### PROMPT
Would you transcribe the listing that follows, character for character, and omit its images?

# DATA PROVIDED start

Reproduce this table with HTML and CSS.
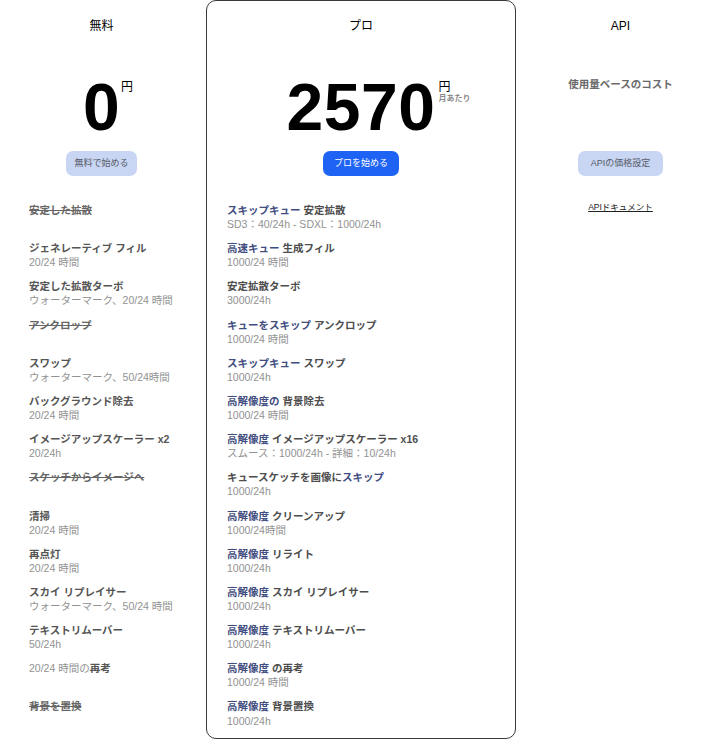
FILE: index.html
```html
<!DOCTYPE html>
<html lang="ja">
<head>
    <meta charset="UTF-8">
    <meta name="viewport" content="width=device-width, initial-scale=1.0">
    <title>料金プラン</title>
    <link rel="stylesheet" href="styles.css">
</head>
<body>
    <div class="plans">
        <!-- Free -->
        <section class="plan free">
            <h2 class="plan-name">無料</h2>
            <div class="price-box">
                <span class="price">0</span>
                <span class="unit"><span class="yen">円</span></span>
            </div>
            <a class="btn light" href="#">無料で始める</a>
            <ul class="features">
                <li class="off"><div class="f-title">安定した拡散</div></li>
                <li><div class="f-title">ジェネレーティブ フィル</div><div class="f-sub">20/24 時間</div></li>
                <li><div class="f-title">安定した拡散ターボ</div><div class="f-sub">ウォーターマーク、20/24 時間</div></li>
                <li class="off"><div class="f-title">アンクロップ</div></li>
                <li><div class="f-title">スワップ</div><div class="f-sub">ウォーターマーク、50/24時間</div></li>
                <li><div class="f-title">バックグラウンド除去</div><div class="f-sub">20/24 時間</div></li>
                <li><div class="f-title">イメージアップスケーラー x2</div><div class="f-sub">20/24h</div></li>
                <li class="off"><div class="f-title">スケッチからイメージへ</div></li>
                <li><div class="f-title">清掃</div><div class="f-sub">20/24 時間</div></li>
                <li><div class="f-title">再点灯</div><div class="f-sub">20/24 時間</div></li>
                <li><div class="f-title">スカイ リプレイサー</div><div class="f-sub">ウォーターマーク、50/24 時間</div></li>
                <li><div class="f-title">テキストリムーバー</div><div class="f-sub">50/24h</div></li>
                <li><div class="f-title"><span class="plain">20/24 時間の</span>再考</div></li>
                <li class="off"><div class="f-title">背景を置換</div></li>
            </ul>
        </section>

        <!-- Pro -->
        <section class="plan pro">
            <h2 class="plan-name">プロ</h2>
            <div class="price-box">
                <span class="price">2570</span>
                <span class="unit"><span class="yen">円</span><span class="per">月あたり</span></span>
            </div>
            <a class="btn primary" href="#">プロを始める</a>
            <ul class="features">
                <li><div class="f-title"><span class="hl">スキップキュー</span> 安定拡散</div><div class="f-sub">SD3：40/24h - SDXL：1000/24h</div></li>
                <li><div class="f-title"><span class="hl">高速キュー</span> 生成フィル</div><div class="f-sub">1000/24 時間</div></li>
                <li><div class="f-title">安定拡散ターボ</div><div class="f-sub">3000/24h</div></li>
                <li><div class="f-title"><span class="hl">キューをスキップ</span> アンクロップ</div><div class="f-sub">1000/24 時間</div></li>
                <li><div class="f-title"><span class="hl">スキップキュー</span> スワップ</div><div class="f-sub">1000/24h</div></li>
                <li><div class="f-title"><span class="hl">高解像度の</span> 背景除去</div><div class="f-sub">1000/24 時間</div></li>
                <li><div class="f-title"><span class="hl">高解像度</span> イメージアップスケーラー x16</div><div class="f-sub">スムース：1000/24h - 詳細：10/24h</div></li>
                <li><div class="f-title">キュースケッチを画像に<span class="hl">スキップ</span></div><div class="f-sub">1000/24h</div></li>
                <li><div class="f-title"><span class="hl">高解像度</span> クリーンアップ</div><div class="f-sub">1000/24時間</div></li>
                <li><div class="f-title"><span class="hl">高解像度</span> リライト</div><div class="f-sub">1000/24h</div></li>
                <li><div class="f-title"><span class="hl">高解像度</span> スカイ リプレイサー</div><div class="f-sub">1000/24h</div></li>
                <li><div class="f-title"><span class="hl">高解像度</span> テキストリムーバー</div><div class="f-sub">1000/24h</div></li>
                <li><div class="f-title"><span class="hl">高解像度</span> の再考</div><div class="f-sub">1000/24 時間</div></li>
                <li><div class="f-title"><span class="hl">高解像度</span> 背景置換</div><div class="f-sub">1000/24h</div></li>
            </ul>
        </section>

        <!-- API -->
        <section class="plan api">
            <h2 class="plan-name">API</h2>
            <div class="usage">使用量ベースのコスト</div>
            <a class="btn light wide" href="#">APIの価格設定</a>
            <a class="doc-link" href="#">APIドキュメント</a>
        </section>
    </div>
</body>
</html>
```

FILE: styles.css
```css
body {
    margin: 0;
    font-family: "Liberation Sans", "Noto Sans CJK JP", sans-serif;
    background: #fff;
    color: #000;
    overflow: hidden;
}
.plans {
    display: grid;
    grid-template-columns: 187px 310px 187px;
    column-gap: 11px;
    padding-left: 8px;
    align-items: start;
}
.plan {
    display: flex;
    flex-direction: column;
    align-items: center;
    padding: 18px 0 10px;
}
.plan.pro {
    border: 1px solid #3a3a3a;
    border-radius: 10px;
    padding-top: 17px;
}
.plan-name {
    margin: 0;
    font-size: 12px;
    line-height: 16px;
    font-weight: normal;
}

/* price */
.price-box {
    display: flex;
    margin-top: 40px;
    height: 66px;
}
.price {
    font-size: 66px;
    line-height: 66px;
    font-weight: bold;
    letter-spacing: 0.5px;
}
.unit {
    width: 0;
    display: flex;
    flex-direction: column;
    white-space: nowrap;
    padding-top: 7px;
}
.yen {
    font-size: 12px;
    line-height: 13px;
    padding-left: 3px;
}
.free .yen {
    padding-left: 1px;
}
.per {
    font-size: 8px;
    line-height: 10px;
    color: #8a8a8a;
    font-weight: bold;
    padding-left: 3px;
}
.usage {
    margin-top: 43px;
    height: 63px;
    font-size: 10.5px;
    line-height: 14px;
    font-weight: bold;
    color: #6a6a6a;
}

/* buttons */
.btn {
    display: inline-block;
    margin-top: 11px;
    height: 25px;
    line-height: 25px;
    padding: 0 8px;
    border-radius: 7px;
    font-size: 9px;
    text-decoration: none;
}
.btn.light {
    background: #c8d5f3;
    color: #575c68;
}
.btn.primary {
    background: #1f63f4;
    color: #fff;
    padding: 0 11px;
}
.btn.wide {
    padding: 0 13px;
}
.doc-link {
    margin-top: 25px;
    font-size: 8.5px;
    line-height: 12px;
    color: #222;
}

/* feature list */
.features {
    list-style: none;
    margin: 27px 0 0;
    padding: 0 20px;
    align-self: stretch;
    display: flex;
    flex-direction: column;
    gap: 10px;
}
.free .features {
    padding-left: 21px;
}
.features li {
    height: 28.2px;
}
.f-title {
    font-size: 10.5px;
    line-height: 14.1px;
    font-weight: bold;
    color: #555;
    white-space: nowrap;
}
.f-sub {
    font-size: 10.5px;
    line-height: 14.1px;
    color: #929292;
    white-space: nowrap;
}
.off .f-title {
    text-decoration: line-through;
    color: #666;
}
.plain {
    font-weight: normal;
    color: #929292;
}
.hl {
    color: #3f4d80;
}
.pro .f-title {
    color: #4d4d4d;
}
.pro .f-title .hl {
    color: #3f4d80;
}
```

# DATA PROVIDED end

### COMPLETED EXERCISE
Reproduce this table with HTML and CSS.
FILE: index.html
```html
<!DOCTYPE html>
<html lang="ja">
<head>
    <meta charset="UTF-8">
    <meta name="viewport" content="width=device-width, initial-scale=1.0">
    <title>料金プラン</title>
    <link rel="stylesheet" href="styles.css">
</head>
<body>
    <div class="plans">
        <!-- Free -->
        <section class="plan free">
            <h2 class="plan-name">無料</h2>
            <div class="price-box">
                <span class="price">0</span>
                <span class="unit"><span class="yen">円</span></span>
            </div>
            <a class="btn light" href="#">無料で始める</a>
            <ul class="features">
                <li class="off"><div class="f-title">安定した拡散</div></li>
                <li><div class="f-title">ジェネレーティブ フィル</div><div class="f-sub">20/24 時間</div></li>
                <li><div class="f-title">安定した拡散ターボ</div><div class="f-sub">ウォーターマーク、20/24 時間</div></li>
                <li class="off"><div class="f-title">アンクロップ</div></li>
                <li><div class="f-title">スワップ</div><div class="f-sub">ウォーターマーク、50/24時間</div></li>
                <li><div class="f-title">バックグラウンド除去</div><div class="f-sub">20/24 時間</div></li>
                <li><div class="f-title">イメージアップスケーラー x2</div><div class="f-sub">20/24h</div></li>
                <li class="off"><div class="f-title">スケッチからイメージへ</div></li>
                <li><div class="f-title">清掃</div><div class="f-sub">20/24 時間</div></li>
                <li><div class="f-title">再点灯</div><div class="f-sub">20/24 時間</div></li>
                <li><div class="f-title">スカイ リプレイサー</div><div class="f-sub">ウォーターマーク、50/24 時間</div></li>
                <li><div class="f-title">テキストリムーバー</div><div class="f-sub">50/24h</div></li>
                <li><div class="f-title"><span class="plain">20/24 時間の</span>再考</div></li>
                <li class="off"><div class="f-title">背景を置換</div></li>
            </ul>
        </section>

        <!-- Pro -->
        <section class="plan pro">
            <h2 class="plan-name">プロ</h2>
            <div class="price-box">
                <span class="price">2570</span>
                <span class="unit"><span class="yen">円</span><span class="per">月あたり</span></span>
            </div>
            <a class="btn primary" href="#">プロを始める</a>
            <ul class="features">
                <li><div class="f-title"><span class="hl">スキップキュー</span> 安定拡散</div><div class="f-sub">SD3：40/24h - SDXL：1000/24h</div></li>
                <li><div class="f-title"><span class="hl">高速キュー</span> 生成フィル</div><div class="f-sub">1000/24 時間</div></li>
                <li><div class="f-title">安定拡散ターボ</div><div class="f-sub">3000/24h</div></li>
                <li><div class="f-title"><span class="hl">キューをスキップ</span> アンクロップ</div><div class="f-sub">1000/24 時間</div></li>
                <li><div class="f-title"><span class="hl">スキップキュー</span> スワップ</div><div class="f-sub">1000/24h</div></li>
                <li><div class="f-title"><span class="hl">高解像度の</span> 背景除去</div><div class="f-sub">1000/24 時間</div></li>
                <li><div class="f-title"><span class="hl">高解像度</span> イメージアップスケーラー x16</div><div class="f-sub">スムース：1000/24h - 詳細：10/24h</div></li>
                <li><div class="f-title">キュースケッチを画像に<span class="hl">スキップ</span></div><div class="f-sub">1000/24h</div></li>
                <li><div class="f-title"><span class="hl">高解像度</span> クリーンアップ</div><div class="f-sub">1000/24時間</div></li>
                <li><div class="f-title"><span class="hl">高解像度</span> リライト</div><div class="f-sub">1000/24h</div></li>
                <li><div class="f-title"><span class="hl">高解像度</span> スカイ リプレイサー</div><div class="f-sub">1000/24h</div></li>
                <li><div class="f-title"><span class="hl">高解像度</span> テキストリムーバー</div><div class="f-sub">1000/24h</div></li>
                <li><div class="f-title"><span class="hl">高解像度</span> の再考</div><div class="f-sub">1000/24 時間</div></li>
                <li><div class="f-title"><span class="hl">高解像度</span> 背景置換</div><div class="f-sub">1000/24h</div></li>
            </ul>
        </section>

        <!-- API -->
        <section class="plan api">
            <h2 class="plan-name">API</h2>
            <div class="usage">使用量ベースのコスト</div>
            <a class="btn light wide" href="#">APIの価格設定</a>
            <a class="doc-link" href="#">APIドキュメント</a>
        </section>
    </div>
</body>
</html>
```

FILE: styles.css
```css
body {
    margin: 0;
    font-family: "Liberation Sans", "Noto Sans CJK JP", sans-serif;
    background: #fff;
    color: #000;
    overflow: hidden;
}
.plans {
    display: grid;
    grid-template-columns: 187px 310px 187px;
    column-gap: 11px;
    padding-left: 8px;
    align-items: start;
}
.plan {
    display: flex;
    flex-direction: column;
    align-items: center;
    padding: 18px 0 10px;
}
.plan.pro {
    border: 1px solid #3a3a3a;
    border-radius: 10px;
    padding-top: 17px;
}
.plan-name {
    margin: 0;
    font-size: 12px;
    line-height: 16px;
    font-weight: normal;
}

/* price */
.price-box {
    display: flex;
    margin-top: 40px;
    height: 66px;
}
.price {
    font-size: 66px;
    line-height: 66px;
    font-weight: bold;
    letter-spacing: 0.5px;
}
.unit {
    width: 0;
    display: flex;
    flex-direction: column;
    white-space: nowrap;
    padding-top: 7px;
}
.yen {
    font-size: 12px;
    line-height: 13px;
    padding-left: 3px;
}
.free .yen {
    padding-left: 1px;
}
.per {
    font-size: 8px;
    line-height: 10px;
    color: #8a8a8a;
    font-weight: bold;
    padding-left: 3px;
}
.usage {
    margin-top: 43px;
    height: 63px;
    font-size: 10.5px;
    line-height: 14px;
    font-weight: bold;
    color: #6a6a6a;
}

/* buttons */
.btn {
    display: inline-block;
    margin-top: 11px;
    height: 25px;
    line-height: 25px;
    padding: 0 8px;
    border-radius: 7px;
    font-size: 9px;
    text-decoration: none;
}
.btn.light {
    background: #c8d5f3;
    color: #575c68;
}
.btn.primary {
    background: #1f63f4;
    color: #fff;
    padding: 0 11px;
}
.btn.wide {
    padding: 0 13px;
}
.doc-link {
    margin-top: 25px;
    font-size: 8.5px;
    line-height: 12px;
    color: #222;
}

/* feature list */
.features {
    list-style: none;
    margin: 27px 0 0;
    padding: 0 20px;
    align-self: stretch;
    display: flex;
    flex-direction: column;
    gap: 10px;
}
.free .features {
    padding-left: 21px;
}
.features li {
    height: 28.2px;
}
.f-title {
    font-size: 10.5px;
    line-height: 14.1px;
    font-weight: bold;
    color: #555;
    white-space: nowrap;
}
.f-sub {
    font-size: 10.5px;
    line-height: 14.1px;
    color: #929292;
    white-space: nowrap;
}
.off .f-title {
    text-decoration: line-through;
    color: #666;
}
.plain {
    font-weight: normal;
    color: #929292;
}
.hl {
    color: #3f4d80;
}
.pro .f-title {
    color: #4d4d4d;
}
.pro .f-title .hl {
    color: #3f4d80;
}
```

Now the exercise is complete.